Mexican nationalism is nothing new, but the contemporary form of it north of the border is. Supported by a combination of social and religious conservatism and a political radicalism informed by distrust of the Americans and poverty, the Mexican American community represents something quite different than immigrant communities in Europe.
Juxtaposed against the political fact of the decade, the War on Terror, this is interesting for all sorts of reasons. 37% of the US Marine Corps, for instance, comes from the Latino community . As the military discovered during the 60s and 70s, war can be radicalising, especially as military training and experience have a way of empowering those so radicalised. This is even more true in armies that are defeated or are otherwise demoralised , a caution unlikely to be heeded by the regime in Washington, but which is none the less important.
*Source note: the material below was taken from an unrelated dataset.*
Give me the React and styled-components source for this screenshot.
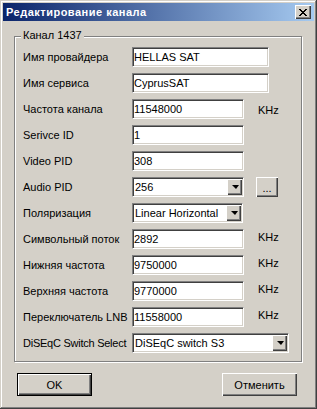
import React from 'react'
import styled, { createGlobalStyle } from 'styled-components'

const GlobalStyle = createGlobalStyle`
  html, body {
    margin: 0;
    padding: 0;
    background: #D4D0C8;
  }
  body {
    font-family: "Liberation Sans", Arial, sans-serif;
    font-size: 11px;
    color: #000;
  }
`

const raised = `
  background: #D4D0C8;
  box-shadow: inset 1px 1px #fff, inset -1px -1px #404040, inset -2px -2px #808080;
`

const Window = styled.div`
  box-sizing: border-box;
  width: 317px;
  height: 409px;
  padding: 3px;
  background: #D4D0C8;
  box-shadow: inset -1px -1px #404040, inset 1px 1px #D4D0C8, inset -2px -2px #808080, inset 2px 2px #fff;
  display: flex;
  flex-direction: column;
`

const TitleBar = styled.div`
  height: 18px;
  flex: 0 0 18px;
  display: flex;
  align-items: center;
  justify-content: space-between;
  padding: 0 3px 0 3px;
  background: linear-gradient(to right, #0A246A, #A6CAF0);
`

const TitleText = styled.div`
  color: #fff;
  font-weight: bold;
  font-size: 11px;
  letter-spacing: 0.5px;
`

const CloseButton = styled.div`
  width: 16px;
  height: 14px;
  display: flex;
  align-items: center;
  justify-content: center;
  ${raised}
`

const GroupBox = styled.div`
  position: relative;
  box-sizing: border-box;
  width: 288px;
  margin: 15px 0 0 11px;
  border: 1px solid #808080;
  box-shadow: inset 1px 1px #fff, 1px 1px #fff;
  padding: 10px 0 8px 8px;
  display: flex;
  flex-direction: column;
  gap: 6px;
`

const Caption = styled.div`
  position: absolute;
  top: -8px;
  left: 6px;
  padding: 0 2px;
  line-height: 13px;
  background: #D4D0C8;
`

const Row = styled.div`
  display: flex;
  align-items: center;
  height: 20px;
`

const Label = styled.div`
  flex: 0 0 109px;
  white-space: nowrap;
  letter-spacing: ${p => (p.$tight ? -0.25 : 0)}px;
`

const sunken = `
  box-sizing: border-box;
  height: 20px;
  background: #fff;
  border-style: solid;
  border-width: 1px;
  border-color: #808080 #fff #fff #808080;
  box-shadow: inset 1px 1px #404040, inset -1px -1px #D4D0C8;
`

const TextBox = styled.input`
  ${sunken}
  width: ${p => p.$width}px;
  margin: 0;
  padding: 0 1px;
  font-family: "Liberation Sans", Arial, sans-serif;
  font-size: 11px;
  color: #000;
  outline: none;
`

const Combo = styled.div`
  ${sunken}
  width: ${p => p.$width}px;
  display: flex;
  align-items: center;
  padding: 1px 1px 1px 2px;
`

const ComboValue = styled.div`
  flex: 1 1 auto;
  white-space: nowrap;
  overflow: hidden;
`

const DropButton = styled.div`
  flex: 0 0 15px;
  height: 16px;
  display: flex;
  align-items: center;
  justify-content: center;
  ${raised}
`

const Arrow = styled.div`
  width: 0;
  height: 0;
  border-left: 4px solid transparent;
  border-right: 3px solid transparent;
  border-top: 4px solid #000;
  margin-left: 1px;
`

const Unit = styled.div`
  margin-left: 14px;
  margin-top: ${p => (p.$raise ? -5 : 1)}px;
`

const MoreButton = styled.div`
  box-sizing: border-box;
  width: 22px;
  height: 20px;
  margin-left: 12px;
  display: flex;
  align-items: flex-end;
  justify-content: center;
  padding-bottom: 3px;
  line-height: 11px;
  ${raised}
`

const ButtonBar = styled.div`
  display: flex;
  justify-content: space-between;
  margin-top: 11px;
  padding: 0 17px 0 14px;
`

const Button = styled.div`
  box-sizing: border-box;
  width: 75px;
  height: 23px;
  display: flex;
  align-items: center;
  justify-content: center;
  ${raised}
  ${p => p.$default && `
    border: 1px solid #000;
  `}
`

const rows = [
  { label: 'Имя провайдера', value: 'HELLAS SAT', width: 137 },
  { label: 'Имя сервиса', value: 'CyprusSAT', width: 137 },
  { label: 'Частота канала', value: '11548000', width: 112, unit: true },
  { label: 'Serivce ID', value: '1', width: 112 },
  { label: 'Video PID', value: '308', width: 112 },
  { label: 'Audio PID', value: '256', width: 112, combo: true, more: true },
  { label: 'Поляризация', value: 'Linear Horizontal', width: 111, combo: true },
  { label: 'Символьный поток', value: '2892', width: 112, unit: true, raise: true },
  { label: 'Нижняя частота', value: '9750000', width: 112, unit: true, raise: true },
  { label: 'Верхняя частота', value: '9770000', width: 112, unit: true, raise: true },
  { label: 'Переключатель LNB', value: '11558000', width: 112, unit: true, raise: true },
  { label: 'DiSEqC Switch Select', value: 'DiSEqC switch S3', width: 157, combo: true, tight: true },
]

const CloseIcon = () => (
  <svg width="8" height="7" viewBox="0 0 8 7" shapeRendering="crispEdges">
    <path
      fill="#000"
      d="M0 0h2v1H0z M6 0h2v1H6z M1 1h2v1H1z M5 1h2v1H5z M2 2h4v1H2z M3 3h2v1H3z M2 4h4v1H2z M1 5h2v1H1z M5 5h2v1H5z M0 6h2v1H0z M6 6h2v1H6z"
    />
  </svg>
)

export default function App() {
  return (
    <>
      <GlobalStyle />
      <Window>
        <TitleBar>
          <TitleText>Редактирование канала</TitleText>
          <CloseButton>
            <CloseIcon />
          </CloseButton>
        </TitleBar>

        <GroupBox>
          <Caption>Канал 1437</Caption>
          {rows.map(r => (
            <Row key={r.label}>
              <Label $tight={r.tight}>{r.label}</Label>
              {r.combo ? (
                <Combo $width={r.width}>
                  <ComboValue>{r.value}</ComboValue>
                  <DropButton>
                    <Arrow />
                  </DropButton>
                </Combo>
              ) : (
                <TextBox $width={r.width} value={r.value} readOnly />
              )}
              {r.unit && <Unit $raise={r.raise}>KHz</Unit>}
              {r.more && <MoreButton>...</MoreButton>}
            </Row>
          ))}
        </GroupBox>

        <ButtonBar>
          <Button $default>OK</Button>
          <Button>Отменить</Button>
        </ButtonBar>
      </Window>
    </>
  )
}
If you have a problem, America has it too
Juxtaposed too against the economic fact that the US unemployment rate is climbing with interest rates at 1% we might wonder just how much control the government's economic managers have over outcomes. Long rates have headed higher since the last Fed rate cut, the stock market is stalled and headed for another move down unless bonds miraculously rally, and the dollar too is supported only by the most massive currency intervention in history. This would be a volatile mix in any case, but is even more so thanks to the integration of Mexican society and the Mexican economy into the political economy of the United States. Judging from polls such as Zogby's, opinion has already been radicalised, whether it is Mexican or US Republican.
Wall Street is fond of castigating Europeans and Japanese for not opening their borders to unrestricted immigration, the implication being that immigration is a source of social and economic rejuvenation. Wall Street worries about China, where millions of peasants have been on the move for years now from the rural interior to the coastal economy in search of jobs. We have long since given up expecting the Street to show any consistency, but it is still remarkable that its analysts are so silent about the great North American migration of the late 20th and early 21st century.
The point is that the US is not immune to the problems of the early 21st century world economy and is experiencing some of those problems acutely. And for investors wondering what to do with their money, this fact, viewed through the prism of market valuation, is useful.
Buy problems that are cheap, not problems that are expensive.